今も昔も変わらず、分かりやすい授業に定評があります。確かに分かりやすい先生の授業は難しい内容も簡単に理解できるので、それを拝聴できるだけでも十分に価値はあるかと思います。
しかし、簡単に理解できる解説にも落とし穴があることを知っておかなければなりません。正しい解法の解説ばかり聞いていると、その解法がそのまま当てはまる問題はできるのですが、当てはまらない問題は途端にできなくります。すなわち試験における初見の問題や傾向の変化に弱くなります。高校偏差値で60前後の方はこのパターンにはまっているケースが多く見受けられます。いわゆる60の壁です。
これで受験対策をすると、もはや塾の先生頼みとなります。塾の先生が選んだ解法が入試に出れば解けますが、出なければ解けません。まさに受験が運試しです。自力で合格を勝ち取ることは難しいでしょう。

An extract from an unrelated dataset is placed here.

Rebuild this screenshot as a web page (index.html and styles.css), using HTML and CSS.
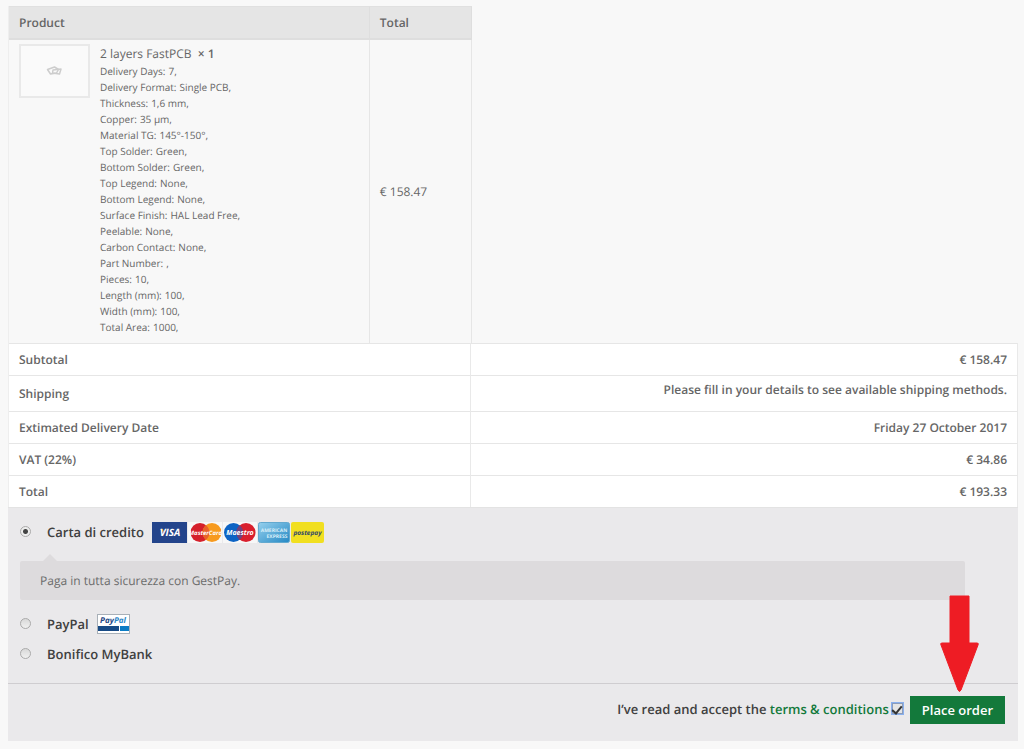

初見に強い人は、実は過去にたくさんの失敗を経験しています。試験問題の解法がわからない時、瞬時にいろいろな解法を思い浮かべますが、同時に過去の失敗の経験から瞬時に解法の取捨選択も行なっています。残念ながら良い解説ばかりを聞いて失敗の経験が少ない人はこれができません。知っている解法以外はどの解法が間違っているかわからないので、結局正解に辿りつけず誤答してしまいます。